Sono partito “da lontano”, da due riferimenti culturali che cercano di riflettere post factum su quel che è avvenuto con la crisi finanziaria del 2008 e con le conseguenze gravissime da essa provocate.

In Italia questa crisi, ovviamente scandita da errori sia di tattica che di strategia, ha condotto all’impasse attuale, ad un cortocircuito istituzionale. Il successo del Movimento Cinque Stelle ha capovolto la direzione dei processi reali. 

Come si può uscire da questa situazione? Dobbiamo ripudiare o accantonare la filosofia per sempre? Credo che una tale possibilità si dimostri immediatamente inadeguata. Al contrario, anche questo è un modo per fare ancora filosofia: non nella direzione che stabilisce quell’equazione strettissima tra “democrazia e filosofia”, ma in quella che aspira ad istaurare una forma di democrazia dispotica e autoritaria. 

Riconoscere questo non significa accettare in maniera incondizionata tutto il progetto e il programma del Movimento Cinque Stelle, ma solo cercare di comprendere quali siano le cause profonde che lo hanno originato. Cause che intravedo in un capovolgimento di direzione: non più ‘dal vertice’ che governare e indirizza i processi politici, ma ‘dalla base’, dai movimenti stessi che cercano di darsi una struttura interna. Finisce un’egemonia calata ‘dall’alto’, nasce un’egemonia che tenta di costituirsi direttamente a partire dai processi reali stessi, ossia ‘dal basso’.

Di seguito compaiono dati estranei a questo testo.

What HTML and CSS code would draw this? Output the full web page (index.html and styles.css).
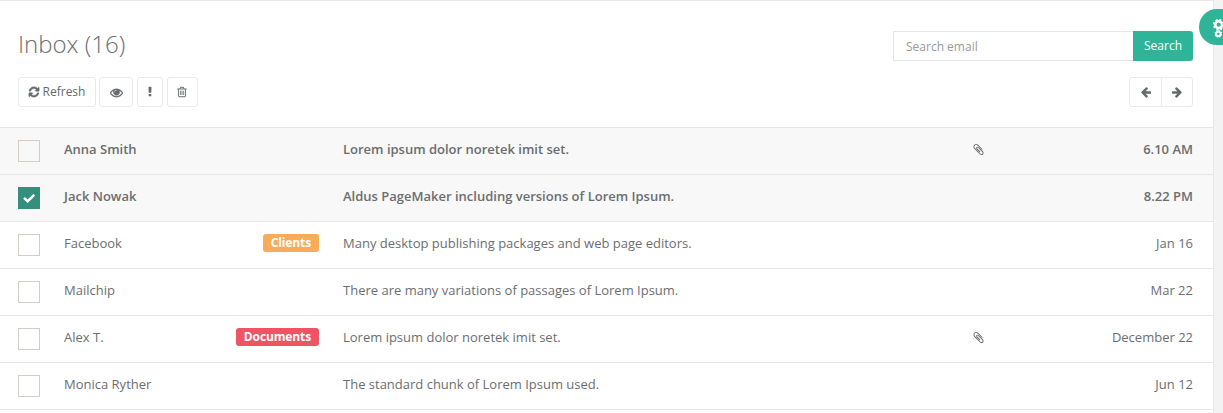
FILE: index.html
```html
<!DOCTYPE html>
<html lang="en">
<head>
<meta charset="utf-8">
<title>Inbox</title>
<link rel="stylesheet" href="styles.css">
</head>
<body>
<svg class="defs" width="0" height="0">
<symbol id="refresh" viewBox="0 0 1792 1792"><path d="M1639 1056q0 5-1 7-64 268-268 434.5t-478 166.5q-146 0-282.5-55t-243.5-157l-129 129q-19 19-45 19t-45-19-19-45v-448q0-26 19-45t45-19h448q26 0 45 19t19 45-19 45l-137 137q71 66 161 102t187 36q134 0 250-65t186-179q11-17 53-117 8-23 30-23h192q13 0 22.5 9.5t9.5 22.5zm25-800v448q0 26-19 45t-45 19h-448q-26 0-45-19t-19-45 19-45l138-138q-148-137-349-137-134 0-250 65t-186 179q-11 17-53 117-8 23-30 23h-199q-13 0-22.5-9.5t-9.5-22.5v-7q65-268 270-434.5t480-166.5q146 0 284 55.5t245 156.5l130-129q19-19 45-19t45 19 19 45z"/></symbol>
<symbol id="eye" viewBox="0 0 1792 1792"><path d="M1664 960q-152-236-381-353 61 104 61 225 0 185-131.5 316.5t-316.5 131.5-316.5-131.5-131.5-316.5q0-121 61-225-229 117-381 353 133 205 333.5 326.5t434.5 121.5 434.5-121.5 333.5-326.5zm-720-384q0-20-14-34t-34-14q-125 0-214.5 89.5t-89.5 214.5q0 20 14 34t34 14 34-14 14-34q0-86 61-147t147-61q20 0 34-14t14-34zm848 384q0 34-20 69-140 230-376.5 368.5t-499.5 138.5-499.5-139-376.5-368q-20-35-20-69t20-69q140-229 376.5-368t499.5-139 499.5 139 376.5 368q20 35 20 69z"/></symbol>
<symbol id="important" viewBox="0 0 1792 1792"><path d="M1088 1248v224q0 26-19 45t-45 19h-256q-26 0-45-19t-19-45v-224q0-26 19-45t45-19h256q26 0 45 19t19 45zm30-1056l-28 768q-1 26-20.5 45t-45.5 19h-256q-26 0-45.5-19t-20.5-45l-28-768q-1-26 17.5-45t44.5-19h320q26 0 44.5 19t17.5 45z"/></symbol>
<symbol id="trash" viewBox="0 0 1792 1792"><path d="M704 736v576q0 14-9 23t-23 9h-64q-14 0-23-9t-9-23v-576q0-14 9-23t23-9h64q14 0 23 9t9 23zm256 0v576q0 14-9 23t-23 9h-64q-14 0-23-9t-9-23v-576q0-14 9-23t23-9h64q14 0 23 9t9 23zm256 0v576q0 14-9 23t-23 9h-64q-14 0-23-9t-9-23v-576q0-14 9-23t23-9h64q14 0 23 9t9 23zm128 724v-948h-896v948q0 22 7 40.5t14.5 27 10.5 8.5h832q3 0 10.5-8.5t14.5-27 7-40.5zm-672-1076h448l-48-117q-7-9-17-11h-317q-10 2-17 11zm928 32v64q0 14-9 23t-23 9h-96v948q0 83-47 143.5t-113 60.5h-832q-66 0-113-58.5t-47-141.5v-952h-96q-14 0-23-9t-9-23v-64q0-14 9-23t23-9h309l70-167q15-37 54-63t79-26h320q40 0 79 26t54 63l70 167h309q14 0 23 9t9 23z"/></symbol>
<symbol id="arrow" viewBox="0 0 1792 1792"><path d="M1664 896v128q0 53-32.5 90.5t-84.5 37.5h-704l293 294q38 36 38 90t-38 90l-75 76q-37 37-90 37-52 0-91-37l-651-652q-37-37-37-90 0-52 37-91l651-650q38-38 91-38 52 0 90 38l75 74q38 38 38 91t-38 91l-293 293h704q52 0 84.5 37.5t32.5 90.5z"/></symbol>
<symbol id="clip" viewBox="0 0 1792 1792"><path d="M1596 1385q0 117-79 196t-196 79q-135 0-235-100l-777-776q-113-115-113-271 0-159 110-270t269-111q158 0 273 113l605 606q10 10 10 22 0 16-30.5 46.5t-46.5 30.5q-13 0-23-10l-606-607q-79-77-181-77-106 0-179 75t-73 181q0 105 76 181l776 777q63 63 145 63 64 0 106-42t42-106q0-82-63-145l-581-581q-26-24-60-24-29 0-48 19t-19 48q0 32 25 59l410 410q10 10 10 22 0 16-31 47t-47 31q-12 0-22-10l-410-410q-63-61-63-149 0-82 57-139t139-57q88 0 149 63l581 581q100 98 100 235z"/></symbol>
</svg>
<main class="panel">
  <header class="head">
    <div class="line">
      <h2 class="title">Inbox (16)</h2>
      <form class="search"><input class="field" type="text" placeholder="Search email"><button class="go" type="button">Search</button></form>
    </div>
    <div class="line tools">
      <div class="group">
        <button class="btn refresh"><svg class="ico"><use href="#refresh"/></svg>Refresh</button>
        <button class="btn view"><svg class="ico"><use href="#eye"/></svg></button>
        <button class="btn mark"><svg class="ico"><use href="#important"/></svg></button>
        <button class="btn remove"><svg class="ico"><use href="#trash"/></svg></button>
      </div>
      <div class="pager">
        <button class="btn prev"><svg class="ico"><use href="#arrow"/></svg></button>
        <button class="btn next"><svg class="ico flip"><use href="#arrow"/></svg></button>
      </div>
    </div>
  </header>
  <section class="mails">
    <div class="row unread"><span class="box"></span><span class="name">Anna Smith</span><span class="tag"></span><span class="subject">Lorem ipsum dolor noretek imit set.</span><svg class="clip"><use href="#clip"/></svg><span class="date">6.10 AM</span></div>
    <div class="row unread"><span class="box checked"><svg class="tick" viewBox="0 0 22 22"><path d="M6 10.8 9.7 14.2 16.2 7.8"/></svg></span><span class="name">Jack Nowak</span><span class="tag"></span><span class="subject">Aldus PageMaker including versions of Lorem Ipsum.</span><span></span><span class="date">8.22 PM</span></div>
    <div class="row"><span class="box"></span><span class="name">Facebook</span><span class="tag"><b class="label warn">Clients</b></span><span class="subject">Many desktop publishing packages and web page editors.</span><span></span><span class="date">Jan 16</span></div>
    <div class="row"><span class="box"></span><span class="name">Mailchip</span><span class="tag"></span><span class="subject">There are many variations of passages of Lorem Ipsum.</span><span></span><span class="date">Mar 22</span></div>
    <div class="row"><span class="box"></span><span class="name">Alex T.</span><span class="tag"><b class="label danger">Documents</b></span><span class="subject">Lorem ipsum dolor noretek imit set.</span><svg class="clip"><use href="#clip"/></svg><span class="date">December 22</span></div>
    <div class="row"><span class="box"></span><span class="name">Monica Ryther</span><span class="tag"></span><span class="subject">The standard chunk of Lorem Ipsum used.</span><span></span><span class="date">Jun 12</span></div>
    <div class="row last"></div>
  </section>
</main>
<aside class="settings"><svg class="gears" width="24" height="36" viewBox="0 0 24 36">
  <circle class="hub" cx="19.7" cy="15.7" r="3.4"/><circle class="teeth" cx="19.7" cy="15.7" r="4.9"/>
  <circle class="hub small" cx="19.3" cy="24.9" r="2.2"/><circle class="teeth small" cx="19.3" cy="24.9" r="3.1"/>
</svg></aside>
</body>
</html>
```
FILE: styles.css
```css
* { box-sizing: border-box; }
body { margin: 0; width: 1223px; height: 413px; overflow: hidden; background: #f3f3f4; font: 13px/18px "Open Sans", sans-serif; color: #6b6e70; }
.defs { position: absolute; }
.panel { width: 1214px; height: 413px; overflow: hidden; background: #fff; border-top: 1px solid #e7eaec; border-right: 1px solid #e7eaec; }
.head { height: 126px; padding: 30px 20px 0 18px; }
.line { display: flex; justify-content: space-between; align-items: flex-start; }
.title { margin: 0; font-size: 24px; line-height: 26px; font-weight: 300; }
.search { display: flex; width: 300px; height: 30px; }
.field { width: 240px; height: 30px; padding: 0 12px; border: 1px solid #e5e6e7; border-right: 0; font: 12px "Open Sans", sans-serif; outline: 0; }
.field::placeholder { color: #999; opacity: 1; }
.go { width: 60px; height: 30px; padding: 0; border: 0; border-radius: 0 3px 3px 0; background: #2fb497; color: #fff; font: 12px/18px "Open Sans", sans-serif; }
.tools { margin-top: 16px; }
.group, .pager { display: flex; }
.btn { display: flex; align-items: center; justify-content: center; height: 30px; padding: 0; border: 1px solid #e7eaec; border-radius: 3px; background: #fff; color: #676a6c; font: 12px/18px "Open Sans", sans-serif; }
.ico { width: 12px; height: 12px; fill: currentColor; }
.refresh { width: 78px; gap: 3px; padding-right: 1px; }
.refresh .ico { stroke: currentColor; stroke-width: 70; }
.view { width: 34px; margin-left: 3px; }
.view .ico { width: 13px; height: 13px; stroke: currentColor; stroke-width: 50; }
.mark { width: 26px; margin-left: 4px; }
.remove { width: 31px; margin-left: 4px; padding-right: 1px; }
.prev { width: 33px; border-radius: 3px 0 0 3px; }
.next { width: 32px; margin-left: -1px; border-radius: 0 3px 3px 0; }
.flip { transform: scaleX(-1); }
.row { display: grid; grid-template-columns: 46px 152px 103px 649px 20px 1fr; align-items: start; height: 47px; padding: 12px 20px 0 18px; border-top: 1px solid #e7e7e7; }
.unread { background: #f8f8f8; font-weight: 600; }
.box { width: 22px; height: 22px; border: 1px solid #d2cdc7; }
.checked { border: 0; background: #368f7c; }
.tick { display: block; width: 22px; height: 22px; fill: none; stroke: #fff; stroke-width: 2.5; }
.name, .subject, .date { white-space: nowrap; }
.subject { padding-left: 24px; }
.date { text-align: right; }
.tag { display: flex; justify-content: flex-end; }
.label { height: 18px; padding: 0 8px; border-radius: 3px; color: #fff; font-size: 12px; font-weight: 700; line-height: 17px; letter-spacing: -0.13px; }
.warn { background: #f8ac59; }
.danger { background: #ed5565; }
.clip { width: 13px; height: 13px; margin: 3px 0 0 4px; fill: #676a6c; }
.settings { position: absolute; top: 9px; left: 1199px; width: 24px; height: 36px; border-radius: 18px 0 0 18px; background: #2fb497; overflow: hidden; }
.gears { display: block; fill: none; stroke: #fff; }
.hub { stroke-width: 2.6; }
.teeth { stroke-width: 1.9; stroke-dasharray: 2.1 1.748; }
.hub.small { stroke-width: 1.9; }
.teeth.small { stroke-width: 1.5; stroke-dasharray: 1.4 1.035; }
```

Un capovolgimento radicale è partito dalla Rete e dalla sua dimensione partecipativa e democratica. In ragione di questo cambiamento irreversibile, la nostra rivista ha messo al centro delle riflessioni le potenzialità della ‘mediasfera’. Siamo entrati in una nuova fase: la “democrazia digitale” che uno studioso italiano come Raffaele Simone ha analizzato nel suo recente Presi nella rete.

Dobbiamo continuare a riflettere su questi temi con l’aiuto indispensabile della filosofia. Del resto, uno dei protagonisti dell’ascesa di Grillo, ospite di molti dibattiti televisivi degli ultimi giorni, è Paolo Becchi, noto studioso di filosofia tedesca, e più in particolare dello Hegel berlinese. 

Marginalizzare il ruolo della filosofia è un’operazione intellettuale che, ad intermittenza, viene riproposta,  ma è destinata a rimanere una strategia di breve respiro, destinata all’insuccesso, almeno per tutti coloro che auspicano a un mondo migliore e soprattutto più giusto.